Le Jazz se souviendra d’un joueur mais également d’un homme
Si l’on a montré par A + B = hypothénuse que Rudy avait marqué l’histoire du Jazz en s’y inscrivant comme l’un de ses meilleurs joueurs, il est également reconnu à Salt Lake City pour son engagement auprès de la communauté. Un peu d’histoire : Roudi a grandi avec sa mère à Saint-Quentin dans l’Aisne, et le moins que l’on puisse dire est qu’on était loin à l’époque d’être sur un train de vie de ministre. Non, le foyer est modeste et il est sans doute apparu comme logique pour Gobert de s’investir localement pour aider les personnes dans le besoin. C’est au moyen de sa fondation Rudy’s Kids que le pivot met ainsi en place diverses actions visant à améliorer le quotidien de centaines d’enfants et de familles. Les actions en question ? L’ouverture d’une cantine pour permettre à des jeunes issus de milieux défavorisés de bénéficier de repas équilibrés, la distribution de cadeaux à Noël aux familles dans le besoin… et des chèques reversés aux associations locales pour chaque dunk effectué en match par le pivot. Utah a beaucoup donné à Rudy en matière de basket, et Rudy rend au moyen d’actions permettant aux gens du secteur de mieux vivre. La ville de Salt Lake City se souviendra d’un homme grand sur le terrain, et encore plus en dehors.
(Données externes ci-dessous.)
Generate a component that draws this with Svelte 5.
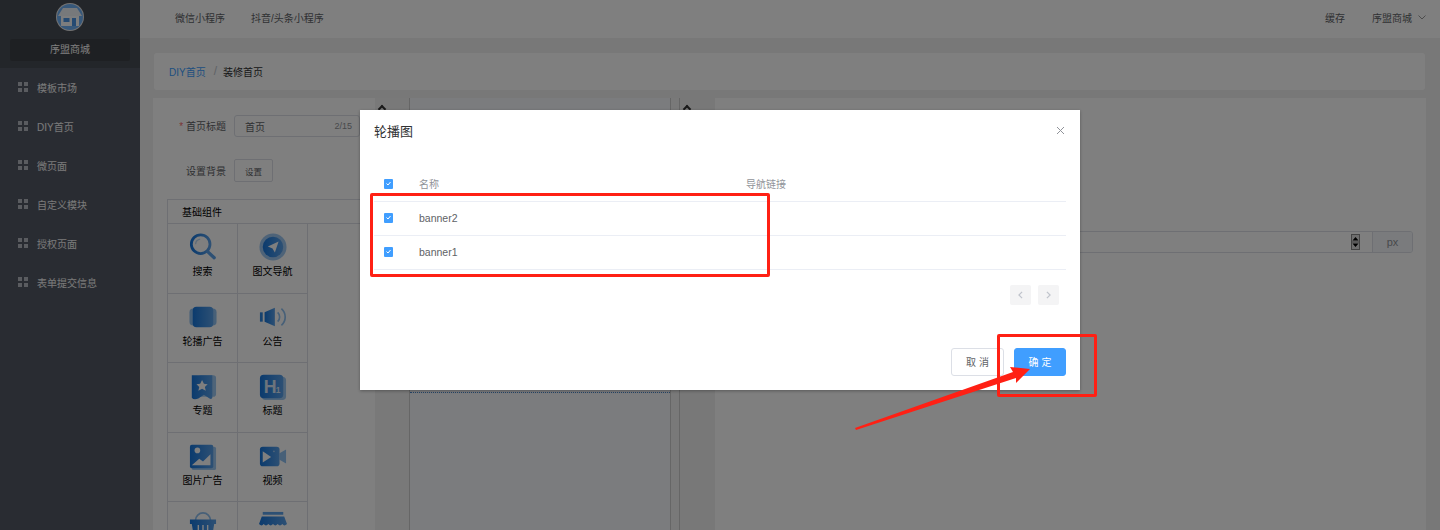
<script>
  // left menu and component grid data
  const menu = ["模板市场", "DIY首页", "微页面", "自定义模块", "授权页面", "表单提交信息"];

  const widgets = [
    { key: "search", name: "搜索" },
    { key: "nav", name: "图文导航" },
    { key: "banner", name: "轮播广告" },
    { key: "notice", name: "公告" },
    { key: "topic", name: "专题" },
    { key: "title", name: "标题" },
    { key: "image", name: "图片广告" },
    { key: "video", name: "视频" },
    // last row runs off the bottom, only the icons show
    { key: "basket", name: "" },
    { key: "shop", name: "" },
  ];

  const rows = ["banner2", "banner1"];
</script>

<svg class="defs" width="0" height="0" aria-hidden="true">
  <defs>
    <linearGradient id="blue" x1="0" y1="0" x2="1" y2="0">
      <stop offset="0" stop-color="#1676dc" />
      <stop offset="1" stop-color="#5aa0e8" />
    </linearGradient>
  </defs>
</svg>

<div class="page">
  <aside class="sidebar">
    <div class="brand">
      <svg class="logo" viewBox="0 0 28 28">
        <circle cx="14" cy="14" r="14" fill="#e6e6e6" />
        <circle cx="14" cy="14" r="13" fill="#6fb0f5" />
        <path d="M7 5h14l5 8H2z" fill="#eef2f7" />
        <path d="M5 13h18v10H5z" fill="#f8fafc" />
        <path d="M7.500 15h6v4h-6z" fill="#4a94e4" />
        <path d="M16 15h4v8h-4z" fill="#4a94e4" />
      </svg>
      <div class="brand-name">序盟商城</div>
    </div>
    <ul class="menu">
      {#each menu as item}
        <li>
          <span class="grid-icon"><i></i><i></i><i></i><i></i></span>
          <span>{item}</span>
        </li>
      {/each}
    </ul>
  </aside>

  <div class="main">
    <header class="topbar">
      <div class="tabs">
        <span>微信小程序</span>
        <span>抖音/头条小程序</span>
      </div>
      <div class="top-right">
        <span>缓存</span>
        <span>序盟商城</span>
        <svg class="chevron" viewBox="0 0 8 5"><path d="M.5.500 4 4 7.500.500" fill="none" stroke="#999" /></svg>
      </div>
    </header>

    <div class="content">
      <div class="crumb">
        <span class="crumb-link">DIY首页</span>
        <span class="crumb-sep">/</span>
        <span>装修首页</span>
      </div>

      <div class="editor">
        <section class="col-left">
          <div class="form-row first">
            <label class="form-label"><em>*</em> 首页标题</label>
            <div class="text-input">
              <span>首页</span>
              <span class="count">2/15</span>
            </div>
          </div>
          <div class="form-row second">
            <label class="form-label">设置背景</label>
            <button class="small-btn">设置</button>
          </div>

          <div class="widgets">
            <div class="widgets-title">基础组件</div>
            <div class="widget-grid">
              {#each widgets as w}
                <div class="widget">
                  <svg class="widget-icon" viewBox="0 0 30 30">
                    {#if w.key === "search"}
                      <circle cx="12.500" cy="12" r="10" fill="none" stroke="url(#blue)" stroke-width="3" />
                      <path d="M20 20l7 6.500" stroke="#5aa0e8" stroke-width="3.500" stroke-linecap="round" />
                      <path d="M7 12a6 6 0 0 1 5-5.500" fill="none" stroke="#bcd9f5" stroke-width="1.500" />
                    {:else if w.key === "nav"}
                      <circle cx="15" cy="15" r="14.500" fill="#5aa0e8" opacity=".6" />
                      <circle cx="15" cy="15" r="11" fill="url(#blue)" />
                      <path d="M21 9l-4 12-2.500-4.500L9.500 14.500z" fill="#fff" />
                    {:else if w.key === "banner"}
                      <rect x="0.500" y="6" width="29" height="18" rx="4" fill="#8fc0f0" />
                      <rect x="4" y="4" width="22" height="22" rx="4" fill="url(#blue)" />
                    {:else if w.key === "notice"}
                      <rect x="1" y="10" width="3" height="10" fill="#2f84dc" />
                      <path d="M6 10l11-5v20L6 20z" fill="url(#blue)" />
                      <path d="M20 10a7 7 0 0 1 0 10M24 6a12 12 0 0 1 0 18" fill="none" stroke="#8fc0f0" stroke-width="1.800" />
                    {:else if w.key === "topic"}
                      <g transform="translate(0 1.500)">
                        <rect x="10" y="2" width="19" height="23" rx="3" fill="#9cc8f2" />
                        <path d="M3 2h22v24q-1 2-3 1l-6-4-6 4q-5 2-7-1z" fill="url(#blue)" />
                        <path d="M14 7l2 4 4 .500-3 3 1 4-4-2-4 2 1-4-3-3 4-.500z" fill="#fff" />
                      </g>
                    {:else if w.key === "title"}
                      <g transform="translate(0 2)">
                        <rect x="3" y="3" width="26" height="25" rx="4" fill="#9cc8f2" />
                        <rect x="1" y="1" width="25" height="25" rx="4" fill="url(#blue)" />
                        <text x="5" y="21" class="h-text">H</text>
                        <text x="18" y="21" class="h-sub">1</text>
                      </g>
                    {:else if w.key === "image"}
                      <g transform="translate(0 2)">
                        <rect x="3" y="3" width="26" height="25" rx="2" fill="#9cc8f2" />
                        <rect x="1" y="1" width="25" height="25" rx="2" fill="url(#blue)" />
                        <circle cx="9" cy="7" r="3" fill="#fff" />
                        <path d="M3 23l8-7 4 3 8-8v12z" fill="#fff" />
                      </g>
                    {:else if w.key === "video"}
                      <path d="M22 12l7-4v15l-7-4z" fill="#8fc0f0" />
                      <rect x="1" y="5" width="21" height="21" rx="3" fill="url(#blue)" />
                      <path d="M4 10l9 6-9 6z" fill="#fff" />
                      <circle cx="16" cy="10" r="1" fill="#9cc6f0" />
                    {:else if w.key === "basket"}
                      <path d="M7 10a8 8 0 0 1 16 0" fill="none" stroke="#8fc0f0" stroke-width="1.800" />
                      <path d="M1 9h28v5h-2l-2 12H5L3 14H1z" fill="url(#blue)" />
                      <path d="M10 15v9M15 15v9M20 15v9" stroke="#fff" stroke-width="1.500" />
                    {:else}
                      <rect x="4" y="1" width="22" height="3" fill="#5aa0e8" />
                      <path d="M3 6h24l3 8q-3 3-5 0-2.500 3-5 0-2.500 3-5 0-2.500 3-5 0-2.500 3-5 0-2 3-5 0z" fill="url(#blue)" />
                    {/if}
                  </svg>
                  {#if w.name}<span>{w.name}</span>{/if}
                </div>
              {/each}
            </div>
          </div>
        </section>

        <div class="handle left-handle"><span class="caret"></span></div>

        <section class="col-center">
          <div class="phone"></div>
        </section>

        <div class="strip"></div>

        <div class="handle right-handle"><span class="caret"></span></div>

        <section class="col-right">
          <div class="px-input">
            <div class="px-field">
              <span class="spin">
                <svg viewBox="0 0 9 16">
                  <rect x="0.500" y="0.500" width="8" height="15" fill="#ddd" stroke="#888" />
                  <path d="M1.500 0.500h6M0.500 8h8" stroke="#888" />
                  <path d="M4.500 3L7.500 6.500h-6zM4.500 13L1.500 9.500h6z" fill="#000" />
                </svg>
              </span>
            </div>
            <div class="px-unit">px</div>
          </div>
        </section>
      </div>
    </div>
  </div>

  <div class="overlay"></div>

  <div class="dialog">
    <div class="dialog-head">
      <span class="dialog-title">轮播图</span>
      <svg class="close" viewBox="0 0 9 9"><path d="M1 1l7 7M8 1L1 8" stroke="#909399" fill="none" /></svg>
    </div>

    <div class="dialog-body">
      <div class="t-row t-head">
        <span class="t-check"><span class="check"><svg viewBox="0 0 9 9"><path d="M2.500 4.500l1.500 1.500 2.500-3" /></svg></span></span>
        <span class="t-name">名称</span>
        <span>导航链接</span>
      </div>
      {#each rows as row}
        <div class="t-row">
          <span class="t-check"><span class="check"><svg viewBox="0 0 9 9"><path d="M2.500 4.500l1.500 1.500 2.500-3" /></svg></span></span>
          <span class="t-name banner-name">{row}</span>
        </div>
      {/each}

      <div class="pager">
        <span class="page-btn"><svg viewBox="0 0 6 10"><path d="M5 1L1 5l4 4" /></svg></span>
        <span class="page-btn"><svg viewBox="0 0 6 10"><path d="M1 1l4 4-4 4" /></svg></span>
      </div>
    </div>

    <div class="dialog-foot">
      <button class="btn">取 消</button>
      <button class="btn primary">确 定</button>
    </div>
  </div>

  <!-- red marks drawn over the screenshot -->
  <div class="mark mark-rows"></div>
  <div class="mark mark-ok"></div>
  <svg class="arrow" viewBox="0 0 1440 530">
    <polygon points="855,428 1013,372 1010,367 1030,369 1016,383 1016,378 856,430" fill="#ff2014" />
  </svg>
</div>

<style>
  :global(body) {
    margin: 0;
    font-family: "Liberation Sans", "Noto Sans CJK SC", sans-serif;
  }
  .defs {
    position: absolute;
  }
  .page {
    position: relative;
    display: flex;
    width: 1440px;
    height: 530px;
    overflow: hidden;
    background: #f0f0f0;
    font-size: 10px;
    color: #606266;
  }
  .sidebar {
    width: 140px;
    flex: none;
    background: #535965;
    color: #fff;
  }
  .brand {
    height: 68px;
    box-sizing: border-box;
    padding: 3px 10px 0;
    background: #474c54;
    display: flex;
    flex-direction: column;
    align-items: center;
  }
  .logo {
    width: 28px;
    height: 28px;
    margin-bottom: 8px;
  }
  .brand-name {
    width: 100%;
    height: 22px;
    line-height: 21px;
    text-align: center;
    background: #3d4146;
    border-radius: 2px;
    color: #fff;
  }
  .menu {
    list-style: none;
    margin: 0;
    padding: 0;
  }
  .menu li {
    height: 39px;
    display: flex;
    align-items: center;
    gap: 9px;
    padding-left: 18px;
    color: #f4f4f4;
  }
  .grid-icon {
    display: grid;
    grid-template-columns: 4px 4px;
    gap: 2px;
    margin-top: -1px;
  }
  .grid-icon i {
    width: 4px;
    height: 4px;
    background: #b4b8c0;
  }
  .main {
    flex: 1;
    min-width: 0;
    display: flex;
    flex-direction: column;
  }
  .topbar {
    height: 38px;
    flex: none;
    box-sizing: border-box;
    background: #fff;
    display: flex;
    justify-content: space-between;
    align-items: center;
    padding: 0 14px 3px 35px;
  }
  .tabs {
    display: flex;
    gap: 26px;
    color: #606266;
  }
  .top-right {
    display: flex;
    align-items: center;
    gap: 27px;
    color: #606266;
  }
  .chevron {
    width: 8px;
    height: 5px;
    margin-left: -21px;
    margin-top: -1px;
  }
  .content {
    flex: 1;
    min-height: 0;
    padding: 15px 14px 0 13px;
  }
  .crumb {
    margin-left: 1px;
    height: 37px;
    box-sizing: border-box;
    margin-right: 1px;
    background: #fff;
    border-radius: 3px;
    display: flex;
    align-items: center;
    padding: 0 0 1px 15px;
    color: #303133;
  }
  .crumb-link {
    color: #409eff;
  }
  .crumb-sep {
    margin: 0 6px 0 8px;
    color: #c0c4cc;
    font-size: 12px;
  }
  .editor {
    margin-top: 8px;
    display: flex;
    height: 440px;
    background: #fff;
  }
  .col-left {
    width: 222px;
    flex: none;
    background: #fff;
    padding-top: 17px;
    box-sizing: border-box;
    overflow: hidden;
  }
  .form-row {
    display: flex;
    align-items: center;
  }
  .form-row.second {
    margin-top: 22px;
  }
  .form-label {
    width: 73px;
    text-align: right;
    margin-right: 8px;
    color: #606266;
    padding-bottom: 1px;
  }
  .form-label em {
    color: #f56c6c;
    font-style: normal;
  }
  .text-input {
    width: 126px;
    height: 22px;
    box-sizing: border-box;
    flex: none;
    border: 1px solid #dcdfe6;
    border-radius: 3px;
    display: flex;
    justify-content: space-between;
    align-items: center;
    padding: 0 7px 0 10px;
    font-size: 10px;
    color: #606266;
  }
  .count {
    color: #909399;
    font-size: 9px;
  }
  .small-btn {
    width: 39px;
    height: 23px;
    padding: 0;
    background: #fff;
    border: 1px solid #dcdfe6;
    border-radius: 2px;
    font: inherit;
    font-size: 8.5px;
    color: #606266;
  }
  .widgets {
    margin: 17px 0 0 14px;
    width: 208px;
    border-top: 1px solid #dcdfe6;
    border-left: 1px solid #dcdfe6;
  }
  .widgets-title {
    height: 23px;
    line-height: 25px;
    padding-left: 14px;
    color: #000;
    border-bottom: 1px solid #dcdfe6;
  }
  .widget-grid {
    display: grid;
    grid-template-columns: 70px 70px;
  }
  .widget {
    height: 69.5px;
    box-sizing: border-box;
    border-right: 1px solid #dcdfe6;
    border-bottom: 1px solid #dcdfe6;
    display: flex;
    flex-direction: column;
    align-items: center;
    padding-top: 9px;
    color: #000;
  }
  .widget-icon {
    width: 28px;
    height: 28px;
    margin-bottom: 2px;
    flex: none;
  }
  .h-text {
    font: 700 19px "Liberation Sans", sans-serif;
    fill: #dbe9f8;
  }
  .h-sub {
    font: 700 9px "Liberation Sans", sans-serif;
    fill: #dbe9f8;
  }
  .handle {
    background: #f2f2f2;
    position: relative;
    width: 35px;
    flex: none;
    box-sizing: border-box;
  }
  .left-handle {
    border-right: 1px solid #ccc;
  }
  .right-handle {
    background: #f0f0f0;
  }
  .caret {
    position: absolute;
    top: 8px;
    left: 4px;
    width: 4px;
    height: 4px;
    border-top: 2px solid #333;
    border-left: 2px solid #333;
    transform: rotate(45deg);
  }
  .strip {
    width: 10px;
    flex: none;
    box-sizing: border-box;
    background: #f2f2f2;
    border-left: 1px solid #ccc;
    border-right: 1px solid #ccc;
  }
  .col-center {
    width: 260px;
    flex: none;
    background: #f6f8fc;
  }
  .phone {
    height: 295px;
    box-sizing: border-box;
    border-bottom: 1px dotted #4a8ad0;
  }
  .col-right {
    flex: 1;
    min-width: 0;
    background: #fff;
    padding: 134px 13px 0 0;
  }
  .px-input {
    display: flex;
    height: 22px;
    margin-top: -1px;
    box-sizing: border-box;
    border: 1px solid #dcdfe6;
    border-radius: 3px;
    overflow: hidden;
  }
  .px-field {
    flex: 1;
    display: flex;
    justify-content: flex-end;
    align-items: center;
    padding-right: 12px;
  }
  .spin svg {
    display: block;
    width: 9px;
    height: 16px;
  }
  .px-unit {
    width: 39px;
    background: #f5f7fa;
    border-left: 1px solid #dcdfe6;
    color: #909399;
    text-align: center;
    line-height: 20px;
    font-size: 11px;
  }
  .overlay {
    position: absolute;
    inset: 0;
    background: rgba(0, 0, 0, 0.5);
  }
  .dialog {
    position: absolute;
    left: 360px;
    top: 110px;
    width: 720px;
    height: 280px;
    box-sizing: border-box;
    background: #fff;
    box-shadow: 0 1px 3px rgba(0, 0, 0, 0.3);
    display: flex;
    flex-direction: column;
  }
  .dialog-head {
    height: 58px;
    flex: none;
    box-sizing: border-box;
    padding: 12px 15px 0 14px;
    display: flex;
    justify-content: space-between;
    align-items: flex-start;
  }
  .dialog-title {
    font-size: 13px;
    line-height: 20px;
    color: #303133;
  }
  .close {
    width: 9px;
    height: 9px;
    margin-top: 4px;
    margin-right: 0;
  }
  .dialog-body {
    flex: 1;
    padding: 0 14px;
  }
  .t-row {
    height: 34px;
    box-sizing: border-box;
    padding-bottom: 2px;
    border-bottom: 1px solid #ebeef5;
    display: flex;
    align-items: center;
    color: #606266;
  }
  .t-head {
    color: #909399;
  }
  .t-check {
    width: 45px;
    padding: 1px 0 0 10px;
    box-sizing: border-box;
    flex: none;
    display: flex;
  }
  .t-name {
    width: 327px;
    flex: none;
  }
  .banner-name {
    font-size: 10.5px;
  }
  .check {
    width: 9px;
    height: 10px;
    background: #409eff;
    border-radius: 1px;
    display: block;
  }
  .check svg {
    display: block;
    fill: none;
    stroke: #fff;
    stroke-width: 1;
  }
  .pager {
    display: flex;
    justify-content: flex-end;
    gap: 7px;
    padding: 15px 7px 0 0;
  }
  .page-btn {
    width: 21px;
    height: 20px;
    background: #f4f4f5;
    border-radius: 2px;
    display: flex;
    align-items: center;
    justify-content: center;
  }
  .page-btn svg {
    width: 5px;
    height: 8px;
    fill: none;
    stroke: #c0c4cc;
    stroke-width: 1.500;
  }
  .dialog-foot {
    flex: none;
    display: flex;
    justify-content: flex-end;
    gap: 10px;
    padding: 0 14px 14px;
  }
  .btn {
    width: 53px;
    height: 28px;
    padding: 0 0 2px;
    box-sizing: border-box;
    background: #fff;
    border: 1px solid #dcdfe6;
    border-radius: 3px;
    font: inherit;
    font-size: 10px;
    color: #606266;
  }
  .btn.primary {
    width: 52px;
    background: #409eff;
    border-color: #409eff;
    color: #fff;
  }
  .mark {
    position: absolute;
    box-sizing: border-box;
    border: 3px solid #ff2014;
    border-radius: 2px;
  }
  .mark-rows {
    left: 370px;
    top: 193px;
    width: 400px;
    height: 84px;
  }
  .mark-ok {
    left: 997px;
    top: 334px;
    width: 100px;
    height: 63px;
  }
  .arrow {
    position: absolute;
    inset: 0;
    width: 1440px;
    height: 530px;
    pointer-events: none;
  }
</style>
Bonus track, le type a fait la préface de notre premier bouquin, et on l’a même mis en couverture d’un agenda
Parce qu’il faut bien faire la part belle à nos héros nationaux, TrashTalk a demandé en 2018 à Rudy Gobert d’écrire la préface de son premier livre. L’apex – pour l’instant – de sa carrière d’écrivain, si bien que quatre ans plus tard nous luis offrîmes la chance d’apparaitre sur la couverture de notre agenda scolaire 2022-23. Avec le maillot du Jazz, mais ça c’est une autre histoire…
Rudy est arrivé à Utah en tant qu’adolescent, il en repart en tant qu’homme épanoui. Tout n’a pas toujours été rose pendant ses neufs années de vie commune avec le Jazz, mais c’est aussi ça qui fait l’histoire dans sa globalité est un fantastique récit. M’sieur Gobert, vous risquez sans doute de manquer aux montagnes mais désormais, il faut regarder vers l’avenir qui s’écrit dans la tanière des loups.
Sources : ESPN, Rudy’s Kid Foundation.